The recent Harvard-Berkeley study which was reported on in The New York Times shows that intergenerational mobility varies across cities and towns across the United States. Some areas, like San Francisco and Seattle, have high rates of mobility while others, like Atlanta and Detroit, have lower rates. What this means is that a child’s shot at the American Dream depends on where they grew up.

The economic base of a community matters for mobility because it can provide jobs and tax revenues to support services.

But two other factors stand out: education and family structure. We have long known that education is the ticket to upward mobility. We have also known that children who grow up in a two-parent family are less likely to be poor, more likely to do well in school, and less likely to get into trouble with the law or have a baby as a teenager. The study confirms the importance of both schools and families.

While parents need jobs, they also need child care and good schools. Voters and their elected officials must be willing to dedicate resources to these purposes rather than to simply keeping taxes low. So children from lower-income families tend to do better in places where there is a lot of civic engagement and a willingness to spend money on schools, transportation, child care, and the other supports needed to raise the next generation.

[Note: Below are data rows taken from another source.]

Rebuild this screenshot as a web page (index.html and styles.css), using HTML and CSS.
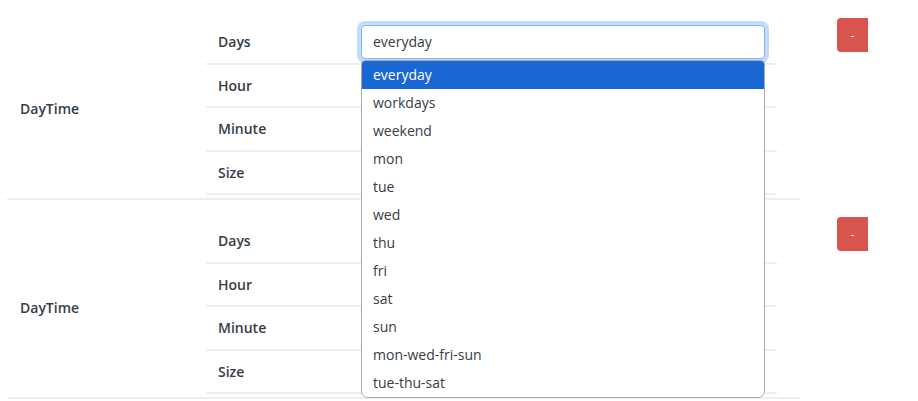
FILE: index.html
```html
<!DOCTYPE html>
<html>
<head>
<meta charset="utf-8">
<link rel="stylesheet" href="styles.css">
</head>
<body>
<div class="page">
  <div class="group">
    <div class="grid">
      <div class="label">DayTime</div>
      <div class="inner">
        <div class="row">
          <div class="key">Days</div>
          <div class="val">
            <div class="select-wrap">
              <div class="input focus">everyday</div>
              <ul class="dropdown">
                <li class="sel">everyday</li>
                <li>workdays</li>
                <li>weekend</li>
                <li>mon</li>
                <li>tue</li>
                <li>wed</li>
                <li>thu</li>
                <li>fri</li>
                <li>sat</li>
                <li>sun</li>
                <li>mon-wed-fri-sun</li>
                <li>tue-thu-sat</li>
              </ul>
            </div>
          </div>
        </div>
        <div class="row"><div class="key">Hour</div><div class="val"></div></div>
        <div class="row"><div class="key">Minute</div><div class="val"></div></div>
        <div class="row"><div class="key">Size</div><div class="val"></div></div>
      </div>
    </div>
    <button class="remove">-</button>
  </div>
  <div class="group">
    <div class="grid">
      <div class="label">DayTime</div>
      <div class="inner">
        <div class="row"><div class="key">Days</div><div class="val"></div></div>
        <div class="row"><div class="key">Hour</div><div class="val"></div></div>
        <div class="row"><div class="key">Minute</div><div class="val"></div></div>
        <div class="row"><div class="key">Size</div><div class="val"></div></div>
      </div>
    </div>
    <button class="remove">-</button>
  </div>
</div>
</body>
</html>
```
FILE: styles.css
```css
html, body {
  margin: 0;
  padding: 0;
  background: #fff;
}
body {
  font-family: "Open Sans", "Noto Sans", sans-serif;
  font-size: 14px;
  color: #373d46;
}
.page {
  display: flex;
  flex-direction: column;
  padding-top: 1px;
}
.group {
  display: flex;
  align-items: flex-start;
}
.grid {
  margin-left: 7px;
  width: 793px;
  display: flex;
  align-items: center;
  border-bottom: 2px solid #edf0f3;
  padding-top: 20px;
  padding-bottom: 3px;
}
.label {
  width: 186px;
  padding-left: 13px;
  font-weight: 600;
}
.inner {
  width: 571px;
  display: flex;
  flex-direction: column;
}
.row {
  display: flex;
  align-items: center;
  height: 41.5px;
  border-bottom: 2px solid #edf0f3;
}
.key {
  width: 131px;
  padding-left: 12px;
  font-weight: 600;
}
.val {
  width: 404px;
  padding: 0 12px;
}
.select-wrap {
  position: relative;
}
.input {
  box-sizing: border-box;
  height: 34px;
  border: 1px solid #86b7fe;
  border-radius: 4px;
  padding: 0 11px;
  display: flex;
  align-items: center;
  background: #fff;
}
.input.focus {
  box-shadow: 0 0 0 4px rgba(13, 110, 253, 0.25);
}
.dropdown {
  position: absolute;
  left: 0;
  right: 0;
  top: 35px;
  margin: 0;
  padding: 0;
  list-style: none;
  background: #fff;
  border: 1px solid #a9a9a9;
  border-radius: 4px 4px 7px 7px;
  overflow: hidden;
  z-index: 5;
}
.dropdown li {
  height: 28px;
  line-height: 28px;
  padding-left: 11px;
  color: #373d46;
}
.dropdown li.sel {
  background: #1967d2;
  color: #fff;
}
.remove {
  margin-left: 37px;
  margin-top: 17px;
  width: 31px;
  height: 34px;
  border: none;
  border-radius: 4px 0 0 4px;
  background: #d9534f;
  color: #fff;
  font-family: "Open Sans", sans-serif;
  font-size: 12px;
  padding: 0;
}
```
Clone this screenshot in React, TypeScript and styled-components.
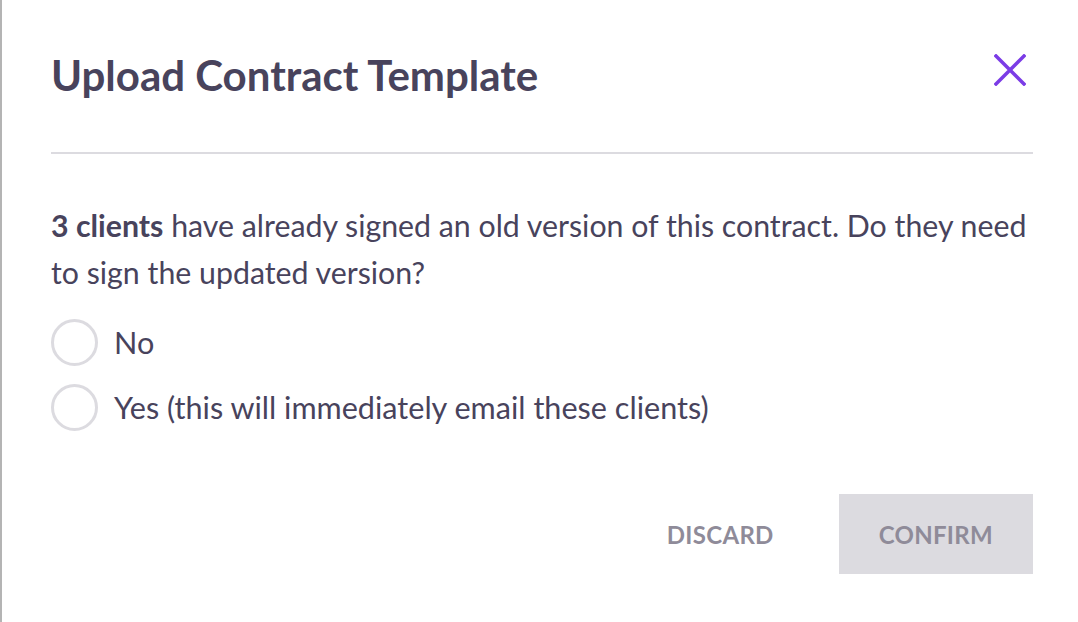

That said, economics is only part of the story. Young men and women without college degrees are now drifting into parenthood and into short-term relationships that don’t last. They are having children that they never intended to have, often with more than one partner. These children are not getting the kind of parenting that produces upward mobility in well-educated two parent families. As President Clinton once said, government doesn’t raise children; parents do.

Bottom line: we need both responsible parents and civic-minded communities to give the next generation a boost up the ladder.